>> BEGIN Record excerpts

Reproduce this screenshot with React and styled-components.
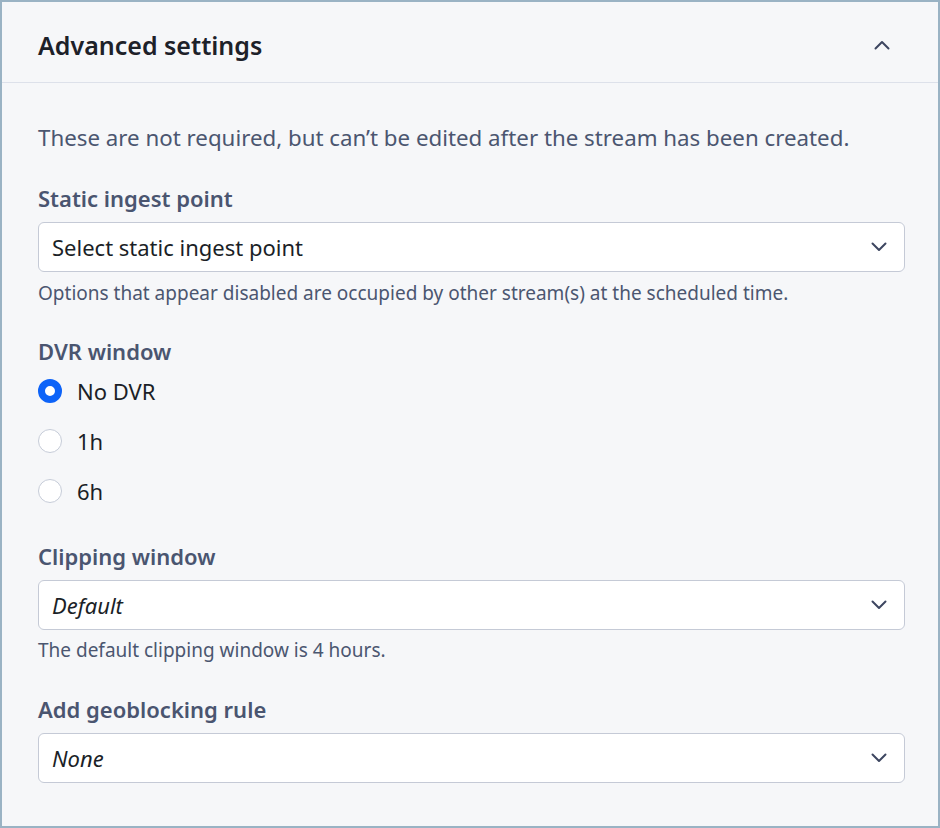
import React, { useState } from 'react'
import styled, { createGlobalStyle } from 'styled-components'

const GlobalStyle = createGlobalStyle`
  html, body {
    margin: 0;
    padding: 0;
    background: #f6f7f9;
  }
  * {
    box-sizing: border-box;
  }
`

const Panel = styled.div`
  width: 940px;
  height: 828px;
  border: 2px solid #9ab3c4;
  background: #f6f7f9;
  font-family: "Noto Sans", "Open Sans", sans-serif;
  color: #1b1f27;
  overflow: hidden;
`

const Header = styled.div`
  height: 81px;
  display: flex;
  align-items: center;
  justify-content: space-between;
  padding: 6px 44px 0 36px;
  border-bottom: 1px solid #dde1ea;
`

const Title = styled.h2`
  margin: 0;
  font-size: 25px;
  line-height: 34px;
  font-weight: 600;
  color: #1d2129;
`

const IconButton = styled.button`
  border: none;
  background: none;
  padding: 0;
  width: 24px;
  height: 24px;
  display: flex;
  align-items: center;
  justify-content: center;
  color: #3d4660;
  cursor: pointer;
`

const Body = styled.div`
  padding: 39px 33px 0 36px;
`

const Description = styled.p`
  margin: 0;
  font-size: 22.3px;
  line-height: 32px;
  color: #4b5670;
`

const Section = styled.div`
  margin-top: ${(p) => p.$top}px;
  display: flex;
  flex-direction: column;
`

const Label = styled.label`
  font-size: 22px;
  line-height: 28px;
  font-weight: 600;
  color: #4a5570;
`

const SelectBox = styled.div`
  margin-top: 10px;
  height: 50px;
  background: #fff;
  border: 1px solid #c5cad6;
  border-radius: 6px;
  display: flex;
  align-items: center;
  justify-content: space-between;
  padding: 0 17px 0 13px;
  font-size: 22px;
  font-style: ${(p) => (p.$italic ? 'italic' : 'normal')};
  color: #1b1f27;
  cursor: pointer;
`

const Help = styled.div`
  margin-top: ${(p) => p.$top || 8}px;
  font-size: 19px;
  line-height: 26px;
  color: #4b5670;
`

const RadioGroup = styled.div`
  margin-top: 11px;
  display: flex;
  flex-direction: column;
  gap: 20px;
`

const RadioRow = styled.label`
  height: 30px;
  display: flex;
  align-items: center;
  gap: 15px;
  font-size: 22px;
  color: #1b1f27;
  cursor: pointer;
`

const Dot = styled.span`
  width: 24px;
  height: 24px;
  border-radius: 50%;
  background: #fff;
  border: ${(p) => (p.$checked ? '7px solid #0d63f8' : '1px solid #c6ccd8')};
  flex-shrink: 0;
`

const Chevron = ({ up }) => (
  <svg width="16" height="10" viewBox="0 0 16 10" fill="none">
    <path
      d={up ? 'M1.5 8.5 L8 2 L14.5 8.5' : 'M1.5 1.5 L8 8 L14.5 1.5'}
      stroke="currentColor"
      strokeWidth="2"
      strokeLinecap="round"
      strokeLinejoin="round"
    />
  </svg>
)

const Select = ({ value, italic }) => (
  <SelectBox $italic={italic}>
    <span>{value}</span>
    <span style={{ color: '#3d4660', display: 'flex' }}>
      <Chevron />
    </span>
  </SelectBox>
)

const dvrOptions = ['No DVR', '1h', '6h']

function App() {
  const [dvr, setDvr] = useState('No DVR')

  return (
    <>
      <GlobalStyle />
      <Panel>
        <Header>
          <Title>Advanced settings</Title>
          <IconButton>
            <Chevron up />
          </IconButton>
        </Header>

        <Body>
          <Description>
            These are not required, but can’t be edited after the stream has been created.
          </Description>

          <Section $top={30}>
            <Label>Static ingest point</Label>
            <Select value="Select static ingest point" />
            <Help>Options that appear disabled are occupied by other stream(s) at the scheduled time.</Help>
          </Section>

          <Section $top={31}>
            <Label>DVR window</Label>
            <RadioGroup>
              {dvrOptions.map((opt) => (
                <RadioRow key={opt} onClick={() => setDvr(opt)}>
                  <Dot $checked={dvr === opt} />
                  {opt}
                </RadioRow>
              ))}
            </RadioGroup>
          </Section>

          <Section $top={36}>
            <Label>Clipping window</Label>
            <Select value="Default" italic />
            <Help $top={7}>The default clipping window is 4 hours.</Help>
          </Section>

          <Section $top={32}>
            <Label>Add geoblocking rule</Label>
            <Select value="None" italic />
          </Section>
        </Body>
      </Panel>
    </>
  )
}

export default App
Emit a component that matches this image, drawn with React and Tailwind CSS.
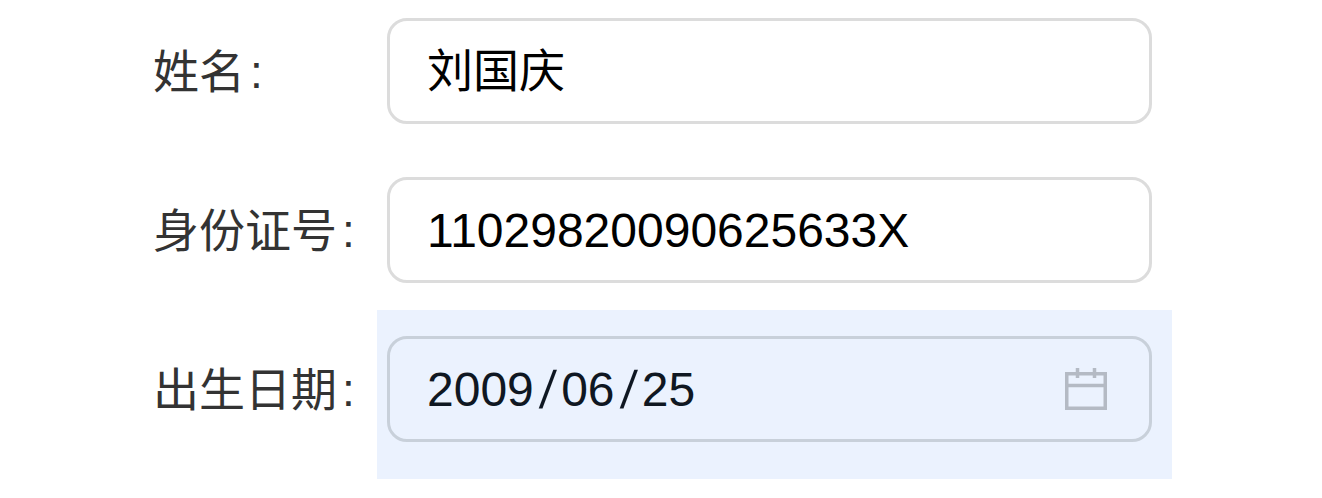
import React from 'react';

const font = "font-['Liberation_Sans','Noto_Sans_CJK_SC',sans-serif]";

const Calendar = () => (
  <svg width="42" height="42" viewBox="0 0 42 42" fill="none" stroke="#b4bac4" strokeWidth="3.5" className="shrink-0">
    <rect x="1.75" y="5.75" width="38.5" height="34.5" />
    <path d="M2 17.5h38M12.5 0v10M29.5 0v10" />
  </svg>
);

const Label = ({ text }) => (
  <span className="w-[234px] pt-[1px] text-[46px] leading-[52px] text-[#333] whitespace-nowrap">
    {text}
    <span className="ml-[5px]">:</span>
  </span>
);

const Slash = () => <span className="inline-block mx-[7px] -skew-x-[8deg] scale-y-[1.1] font-light">/</span>;

const App = () => {
  return (
    <div className={`w-[1322px] h-[498px] overflow-hidden bg-white pl-[153px] pt-[18px] flex flex-col gap-[53px] ${font}`}>
      <div className="flex items-center">
        <Label text="姓名" />
        <div className="w-[765px] h-[106px] flex items-center pl-[37px] pr-[38px] border-[3px] border-[#dcdcdc] rounded-[20px] bg-white text-[46px] text-black">
          刘国庆
        </div>
      </div>
      <div className="flex items-center">
        <Label text="身份证号" />
        <div className="w-[765px] h-[106px] flex items-center pl-[37px] pr-[38px] pt-[1px] border-[3px] border-[#dcdcdc] rounded-[20px] bg-white text-[48px] text-black">
          11029820090625633X
        </div>
      </div>
      <div className="flex items-center">
        <Label text="出生日期" />
        {/* autofill highlight is bigger than the field */}
        <div className="-ml-[10px] -mt-[26px] pl-[10px] pr-[20px] pt-[26px] pb-[37px] bg-[#ebf2fe] -mb-[37px]">
          <div className="w-[765px] h-[106px] flex items-center justify-between pl-[37px] pr-[42px] border-[3px] border-[#c8d0da] rounded-[20px] text-[48px] text-[#0f1722]">
            <span className="pt-[2px]">2009<Slash />06<Slash />25</span>
            <Calendar />
          </div>
        </div>
      </div>
    </div>
  );
};

export default App;
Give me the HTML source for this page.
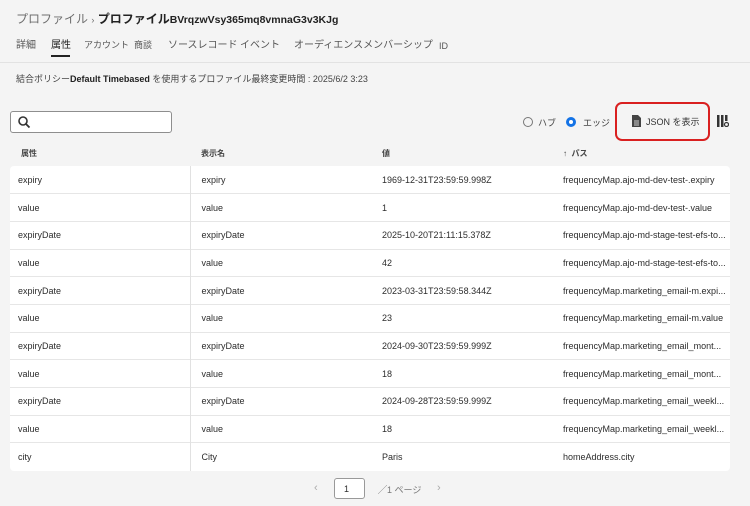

>> END Record excerpts

**Required work**
Leaving aside the images, write out the entries above word for word.

**Answer below**
Reproduce this screenshot with React and styled-components.
import React, { useState } from 'react'
import styled, { createGlobalStyle } from 'styled-components'

const GlobalStyle = createGlobalStyle`
  html, body {
    margin: 0;
    padding: 0;
    background: #f6f7f9;
  }
  * {
    box-sizing: border-box;
  }
`

const Panel = styled.div`
  width: 940px;
  height: 828px;
  border: 2px solid #9ab3c4;
  background: #f6f7f9;
  font-family: "Noto Sans", "Open Sans", sans-serif;
  color: #1b1f27;
  overflow: hidden;
`

const Header = styled.div`
  height: 81px;
  display: flex;
  align-items: center;
  justify-content: space-between;
  padding: 6px 44px 0 36px;
  border-bottom: 1px solid #dde1ea;
`

const Title = styled.h2`
  margin: 0;
  font-size: 25px;
  line-height: 34px;
  font-weight: 600;
  color: #1d2129;
`

const IconButton = styled.button`
  border: none;
  background: none;
  padding: 0;
  width: 24px;
  height: 24px;
  display: flex;
  align-items: center;
  justify-content: center;
  color: #3d4660;
  cursor: pointer;
`

const Body = styled.div`
  padding: 39px 33px 0 36px;
`

const Description = styled.p`
  margin: 0;
  font-size: 22.3px;
  line-height: 32px;
  color: #4b5670;
`

const Section = styled.div`
  margin-top: ${(p) => p.$top}px;
  display: flex;
  flex-direction: column;
`

const Label = styled.label`
  font-size: 22px;
  line-height: 28px;
  font-weight: 600;
  color: #4a5570;
`

const SelectBox = styled.div`
  margin-top: 10px;
  height: 50px;
  background: #fff;
  border: 1px solid #c5cad6;
  border-radius: 6px;
  display: flex;
  align-items: center;
  justify-content: space-between;
  padding: 0 17px 0 13px;
  font-size: 22px;
  font-style: ${(p) => (p.$italic ? 'italic' : 'normal')};
  color: #1b1f27;
  cursor: pointer;
`

const Help = styled.div`
  margin-top: ${(p) => p.$top || 8}px;
  font-size: 19px;
  line-height: 26px;
  color: #4b5670;
`

const RadioGroup = styled.div`
  margin-top: 11px;
  display: flex;
  flex-direction: column;
  gap: 20px;
`

const RadioRow = styled.label`
  height: 30px;
  display: flex;
  align-items: center;
  gap: 15px;
  font-size: 22px;
  color: #1b1f27;
  cursor: pointer;
`

const Dot = styled.span`
  width: 24px;
  height: 24px;
  border-radius: 50%;
  background: #fff;
  border: ${(p) => (p.$checked ? '7px solid #0d63f8' : '1px solid #c6ccd8')};
  flex-shrink: 0;
`

const Chevron = ({ up }) => (
  <svg width="16" height="10" viewBox="0 0 16 10" fill="none">
    <path
      d={up ? 'M1.5 8.5 L8 2 L14.5 8.5' : 'M1.5 1.5 L8 8 L14.5 1.5'}
      stroke="currentColor"
      strokeWidth="2"
      strokeLinecap="round"
      strokeLinejoin="round"
    />
  </svg>
)

const Select = ({ value, italic }) => (
  <SelectBox $italic={italic}>
    <span>{value}</span>
    <span style={{ color: '#3d4660', display: 'flex' }}>
      <Chevron />
    </span>
  </SelectBox>
)

const dvrOptions = ['No DVR', '1h', '6h']

function App() {
  const [dvr, setDvr] = useState('No DVR')

  return (
    <>
      <GlobalStyle />
      <Panel>
        <Header>
          <Title>Advanced settings</Title>
          <IconButton>
            <Chevron up />
          </IconButton>
        </Header>

        <Body>
          <Description>
            These are not required, but can’t be edited after the stream has been created.
          </Description>

          <Section $top={30}>
            <Label>Static ingest point</Label>
            <Select value="Select static ingest point" />
            <Help>Options that appear disabled are occupied by other stream(s) at the scheduled time.</Help>
          </Section>

          <Section $top={31}>
            <Label>DVR window</Label>
            <RadioGroup>
              {dvrOptions.map((opt) => (
                <RadioRow key={opt} onClick={() => setDvr(opt)}>
                  <Dot $checked={dvr === opt} />
                  {opt}
                </RadioRow>
              ))}
            </RadioGroup>
          </Section>

          <Section $top={36}>
            <Label>Clipping window</Label>
            <Select value="Default" italic />
            <Help $top={7}>The default clipping window is 4 hours.</Help>
          </Section>

          <Section $top={32}>
            <Label>Add geoblocking rule</Label>
            <Select value="None" italic />
          </Section>
        </Body>
      </Panel>
    </>
  )
}

export default App
Emit a component that matches this image, drawn with React and Tailwind CSS.
import React from 'react';

const font = "font-['Liberation_Sans','Noto_Sans_CJK_SC',sans-serif]";

const Calendar = () => (
  <svg width="42" height="42" viewBox="0 0 42 42" fill="none" stroke="#b4bac4" strokeWidth="3.5" className="shrink-0">
    <rect x="1.75" y="5.75" width="38.5" height="34.5" />
    <path d="M2 17.5h38M12.5 0v10M29.5 0v10" />
  </svg>
);

const Label = ({ text }) => (
  <span className="w-[234px] pt-[1px] text-[46px] leading-[52px] text-[#333] whitespace-nowrap">
    {text}
    <span className="ml-[5px]">:</span>
  </span>
);

const Slash = () => <span className="inline-block mx-[7px] -skew-x-[8deg] scale-y-[1.1] font-light">/</span>;

const App = () => {
  return (
    <div className={`w-[1322px] h-[498px] overflow-hidden bg-white pl-[153px] pt-[18px] flex flex-col gap-[53px] ${font}`}>
      <div className="flex items-center">
        <Label text="姓名" />
        <div className="w-[765px] h-[106px] flex items-center pl-[37px] pr-[38px] border-[3px] border-[#dcdcdc] rounded-[20px] bg-white text-[46px] text-black">
          刘国庆
        </div>
      </div>
      <div className="flex items-center">
        <Label text="身份证号" />
        <div className="w-[765px] h-[106px] flex items-center pl-[37px] pr-[38px] pt-[1px] border-[3px] border-[#dcdcdc] rounded-[20px] bg-white text-[48px] text-black">
          11029820090625633X
        </div>
      </div>
      <div className="flex items-center">
        <Label text="出生日期" />
        {/* autofill highlight is bigger than the field */}
        <div className="-ml-[10px] -mt-[26px] pl-[10px] pr-[20px] pt-[26px] pb-[37px] bg-[#ebf2fe] -mb-[37px]">
          <div className="w-[765px] h-[106px] flex items-center justify-between pl-[37px] pr-[42px] border-[3px] border-[#c8d0da] rounded-[20px] text-[48px] text-[#0f1722]">
            <span className="pt-[2px]">2009<Slash />06<Slash />25</span>
            <Calendar />
          </div>
        </div>
      </div>
    </div>
  );
};

export default App;
Give me the HTML source for this page.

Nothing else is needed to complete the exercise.